7. Le film ne m’a pas paru raté, il m’a même semblé beau, sans toutefois égaler la légèreté gracieuse de La Jalousie ou la noirceur mélancolique de La Frontière de l’aube. Pour les quelques moments avec André Wilms, inoubliables, par la grâce qui unit un acteur à un rôle, celui du vieux menuisier, du père fatigué, union qui fulgure dans une scène : celle où un père qui va mourir apprend à son fils à fabriquer un cercueil. Ou pour la présence d’Oulaya Amamra, si fermée, si pudique, si rétive à l’extase garrélienne, à ses rêveries toutes voiles dehors, et qui pourtant finit par s’abandonner à la joie, puis à la douleur. Et pour les trois portraits au miroir, tous magnifiques, qui rythment les trois parties.

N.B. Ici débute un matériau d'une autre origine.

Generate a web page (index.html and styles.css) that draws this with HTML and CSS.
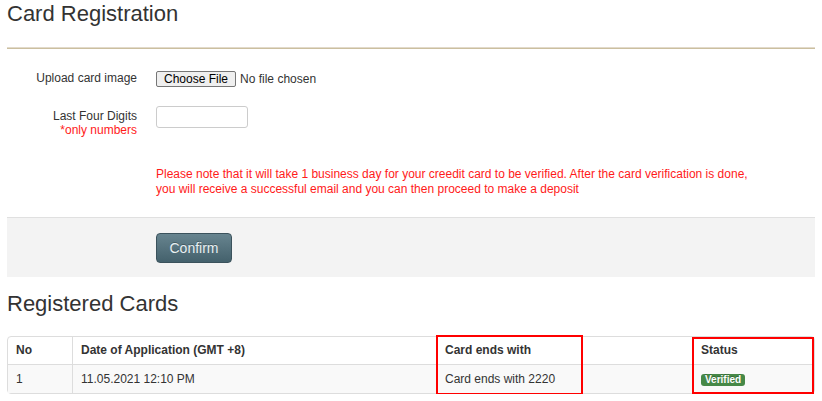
FILE: index.html
```html
<!DOCTYPE html>
<html lang="en">
<head>
    <meta charset="UTF-8">
    <meta name="viewport" content="width=device-width, initial-scale=1.0">
    <title>Card Registration</title>
    <link rel="stylesheet" href="styles.css">
</head>
<body>
    <div class="page">
        <!-- Card registration form -->
        <h1 class="page-title">Card Registration</h1>
        <hr class="title-rule">

        <form class="reg-form">
            <div class="form-row">
                <label class="form-label" for="cardImage">Upload card image</label>
                <div class="form-control">
                    <input type="file" id="cardImage" class="file-input">
                </div>
            </div>

            <div class="form-row">
                <label class="form-label form-label-2" for="digits">
                    Last Four Digits
                    <span class="hint">*only numbers</span>
                </label>
                <div class="form-control">
                    <input type="text" id="digits" class="digits-input" maxlength="4">
                </div>
            </div>

            <div class="form-row">
                <div></div>
                <p class="note">Please note that it will take 1 business day for your creedit card to be verified. After the card verification is done, you will receive a successful email and you can then proceed to make a deposit</p>
            </div>

            <div class="form-actions">
                <button type="submit" class="btn-confirm">Confirm</button>
            </div>
        </form>

        <!-- List of registered cards -->
        <h2 class="section-title">Registered Cards</h2>

        <div class="table-wrap">
            <table class="cards-table">
                <thead>
                    <tr>
                        <th class="col-no">No</th>
                        <th class="col-date">Date of Application (GMT +8)</th>
                        <th class="col-card">Card ends with</th>
                        <th class="col-status">Status</th>
                    </tr>
                </thead>
                <tbody>
                    <tr>
                        <td>1</td>
                        <td>11.05.2021 12:10 PM</td>
                        <td>Card ends with 2220</td>
                        <td><span class="badge-ok">Verified</span></td>
                    </tr>
                </tbody>
            </table>

            <!-- red highlight boxes -->
            <div class="mark mark-card"></div>
            <div class="mark mark-status"></div>
        </div>
    </div>
</body>
</html>
```

FILE: styles.css
```css
/* Base page */
body {
    margin: 0;
    font-family: "Liberation Sans", Arial, sans-serif;
    font-size: 12px;
    line-height: 14px;
    color: #333;
    background-color: #fff;
}

.page {
    margin: 0 7px;
    padding-top: 2px;
}

/* Headings */
.page-title,
.section-title {
    margin: 0;
    font-size: 22px;
    line-height: 24px;
    font-weight: normal;
    color: #333;
}

.title-rule {
    margin: 21px 0 0;
    border: none;
    height: 2px;
    background: linear-gradient(#e2dacb 0 50%, #cbbf9f 50% 100%);
}

/* Form */
.reg-form {
    margin-top: 22px;
}

.form-row {
    display: grid;
    grid-template-columns: 130px 1fr;
    column-gap: 19px;
    margin-bottom: 19px;
}

.form-label {
    text-align: right;
    color: #333;
}

.form-label-2 {
    padding-top: 3px;
}

.hint {
    display: block;
    color: #ff1a1a;
}

.file-input {
    font-family: "Liberation Sans", Arial, sans-serif;
    font-size: 12px;
    color: #333;
}

.file-input::file-selector-button {
    font-family: "Liberation Sans", Arial, sans-serif;
    font-size: 12px;
    height: 16px;
    padding: 0 7px;
    margin-right: 4px;
    border: 1px solid #767676;
    border-radius: 2px;
    background-color: #efefef;
    color: #000;
}

.digits-input {
    box-sizing: border-box;
    width: 92px;
    height: 22px;
    border: 1px solid #ccc;
    border-radius: 3px;
    padding: 2px 4px;
    font-size: 12px;
}

.note {
    max-width: 600px;
    margin: 11px 0 1px;
    line-height: 15px;
    color: #ff1a1a;
}

.form-actions {
    background-color: #f3f3f3;
    border-top: 1px solid #e0e0e0;
    padding: 15px 0 14px 149px;
}

.btn-confirm {
    width: 76px;
    height: 30px;
    font-family: "Liberation Sans", Arial, sans-serif;
    font-size: 14px;
    color: #e8f0f2;
    text-shadow: 0 -1px 0 rgba(0, 0, 0, 0.25);
    background: linear-gradient(#67848f, #44616c);
    border: 1px solid #3b525c;
    border-radius: 4px;
    cursor: pointer;
}

/* Registered cards */
.section-title {
    margin-top: 15px;
}

.table-wrap {
    position: relative;
    margin-top: 20px;
}

.cards-table {
    width: 100%;
    table-layout: fixed;
    border-collapse: separate;
    border-spacing: 0;
    border: 1px solid #ddd;
    border-radius: 4px;
}

.cards-table th,
.cards-table td {
    text-align: left;
    padding: 7px 8px;
    line-height: 14px;
}

.cards-table th {
    padding-top: 6px;
    font-weight: bold;
}

.cards-table th + th,
.cards-table td + td {
    border-left: 1px solid #ddd;
}

.cards-table td {
    border-top: 1px solid #ddd;
    background-color: #f9f9f9;
}

.col-no { width: 48px; }
.col-date { width: 347px; }
.col-card { width: 239px; }

.badge-ok {
    display: inline-block;
    vertical-align: top;
    margin-top: 2px;
    padding: 0 4px;
    font-size: 10px;
    line-height: 12px;
    font-weight: bold;
    color: #fff;
    background-color: #468847;
    border-radius: 3px;
    text-shadow: 0 -1px 0 rgba(0, 0, 0, 0.25);
}

/* Red highlight frames drawn over the table */
.mark {
    position: absolute;
    border: 2px solid #f00;
    box-sizing: border-box;
}

.mark-card {
    left: 429px;
    top: -1px;
    width: 147px;
    height: 60px;
}

.mark-status {
    left: 685px;
    top: 1px;
    width: 122px;
    height: 57px;
}
```
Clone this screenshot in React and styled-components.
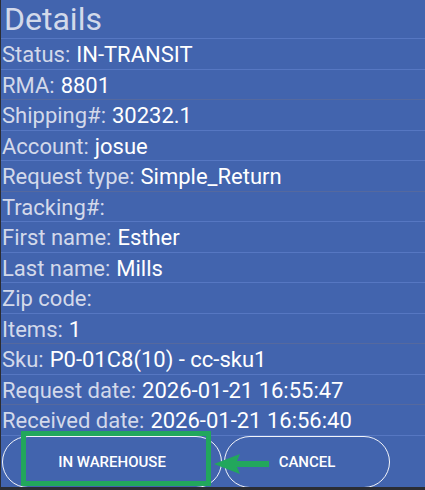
import styled, { createGlobalStyle } from "styled-components";

const GlobalStyle = createGlobalStyle`
  html, body {
    margin: 0;
    padding: 0;
    background: #2b2d33;
  }
  body {
    font-family: Roboto, "Noto Sans", sans-serif;
  }
`;

const Screen = styled.div`
  position: relative;
  width: 424px;
  height: 487px;
  margin-left: 1px;
  background: #4264ae;
  overflow: hidden;
`;

const Title = styled.div`
  box-sizing: border-box;
  height: 39px;
  padding: 2px 0 0 3px;
  font-size: 32px;
  line-height: 34px;
  color: #d2d9ea;
  border-bottom: 1px solid #5677c2;
`;

const Row = styled.div`
  box-sizing: border-box;
  height: 30.5px;
  padding: 2px 0 0 1px;
  display: flex;
  align-items: center;
  font-size: 22px;
  white-space: nowrap;
  border-bottom: 1px solid ${(p) => (p.$muted ? "#55699f" : "#5677c2")};
`;

const Label = styled.span`
  color: #d3d9ea;
`;

const Value = styled.span`
  color: #ffffff;
  margin-left: 6px;
`;

const Buttons = styled.div`
  display: flex;
  gap: 2px;
  padding-left: 1px;
`;

const PillButton = styled.button`
  width: ${(p) => p.$w}px;
  height: 52px;
  border: 1px solid #f2f4fa;
  border-radius: 26px;
  background: transparent;
  color: #ffffff;
  font-family: Roboto, sans-serif;
  font-weight: 500;
  font-size: 15px;
  text-transform: uppercase;
`;

const Highlight = styled.div`
  position: absolute;
  left: 20px;
  top: 431px;
  width: 180px;
  height: 45px;
  border: 5px solid #22a75c;
`;

const Arrow = styled.svg`
  position: absolute;
  left: 210px;
  top: 450px;
`;

const rows = [
  ["Status:", "IN-TRANSIT"],
  ["RMA:", "8801", true],
  ["Shipping#:", "30232.1"],
  ["Account:", "josue"],
  ["Request type:", "Simple_Return", true],
  ["Tracking#:", ""],
  ["First name:", "Esther"],
  ["Last name:", "Mills"],
  ["Zip code:", ""],
  ["Items:", "1", true],
  ["Sku:", "P0-01C8(10) - cc-sku1"],
  ["Request date:", "2026-01-21 16:55:47", true],
  ["Received date:", "2026-01-21 16:56:40"],
];

export default function App() {
  return (
    <>
      <GlobalStyle />
      <Screen>
        <Title>Details</Title>
        {rows.map(([label, value, muted]) => (
          <Row key={label} $muted={muted}>
            <Label>{label}</Label>
            {value && <Value>{value}</Value>}
          </Row>
        ))}
        <Buttons>
          <PillButton $w={220}>In warehouse</PillButton>
          <PillButton $w={166}>Cancel</PillButton>
        </Buttons>
        <Highlight />
        <Arrow width="62" height="28" viewBox="0 0 62 28">
          <path d="M3 14 L29 4 L26 11 L58 11 L58 17 L26 17 L29 24 Z" fill="#22a75c" />
        </Arrow>
      </Screen>
    </>
  );
}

8. À J. je me plaignais de certains films du festival, de films sans plans, sans monde, des films où une table lumineuse faisait office d’arrière-plan tout du long, des films où une caméra baladeuse croyait pouvoir enregistrer du réel sans même se soucier de cadres, par le seul lien de contiguïté du filmeur et du filmé. Il m’a dit : « Ah la la, tu aimes le cinéma, toi ». Ça m’a étonné parce qu’avec J., nous nous connaissons depuis l’âge de 18 ans, et nous avons aimé le cinéma ensemble. Il l’aimait bien avant moi, d’ailleurs, depuis l’enfance. Moi plus tard. Jeune, je trouvais que le cinéma était trop bruyant, et surtout qu’il y avait trop d’images, et puis un soir, à l’âge de quinze ans, j’avais vu un Rohmer sur le câble, dans le salon familial, et puis tous les Rohmer, et puis j’avais aimé le cinéma. Dont, plus tard, le cinéma de Philippe Garrel. Je ne sais si c’est par fidélité envers lui, Philippe Garrel, envers moi, envers nous, J. et moi, ou envers le cinéma, mais j’ai aimé le dernier film de Philippe Garrel, Le Sel des larmes, le premier film que j’ai vu au cinéma lorsque les salles ont rouvert, à une époque où nous avons tous du mal à parler de ce que nous y voyons.